Thursday, July 12, 2018

COVER REVEAL: Impact Flash Fiction Anthology (with giveaway!)

It's hard to tell a story in just 300 words. Each year we ask writers to take the challenge, turning in stories across the queer spectrum. The rules are simple. Write a complete sci fi, fantasy, paranormal or horror story, include LGBTIQA characters, and do it all with just 300 carefully chosen words.


IM * PACT
(noun)
  1. One object colliding with another
  2. An impinging of something upon something else
  3. An influence or effect on something or someone
  4. The force of a new idea, concept, technology or ideology

Four definitions to inspire writers around the world, and an unlimited number of possible stories to tell, but only 110 made the final cut.

A difficult choice to be made.

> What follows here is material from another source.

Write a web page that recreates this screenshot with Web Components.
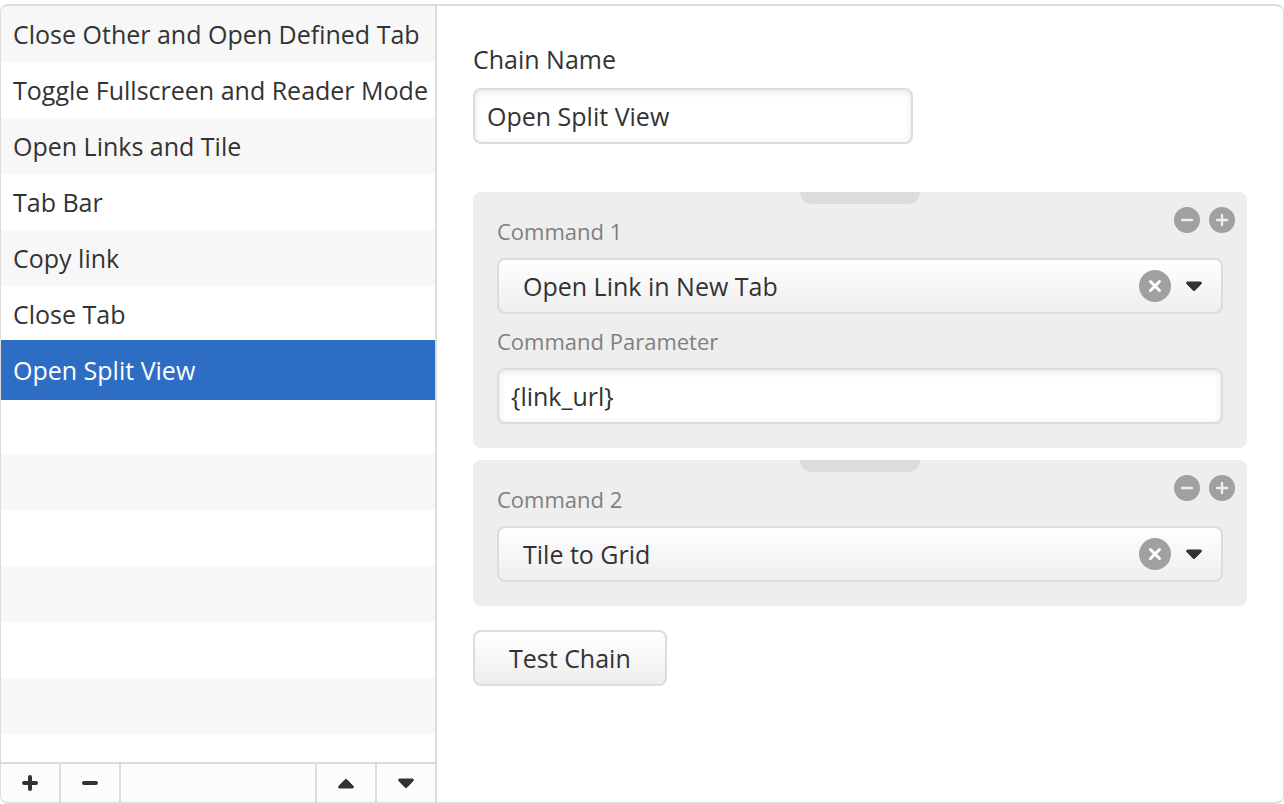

An object hurtling recklessly through space. A new invention that will change the world. So many things can impact a life, a society, or a planet.

Impact features 300 word speculative fiction ficlets from across the queer spectrum from the minds of the writers of Queer Sci Fi.



Excerpt

Since this book is composed of stories of no more than 300 words, we can’t really do a standard excerpt, so we’re offering you the teaser first lines from a number of stories.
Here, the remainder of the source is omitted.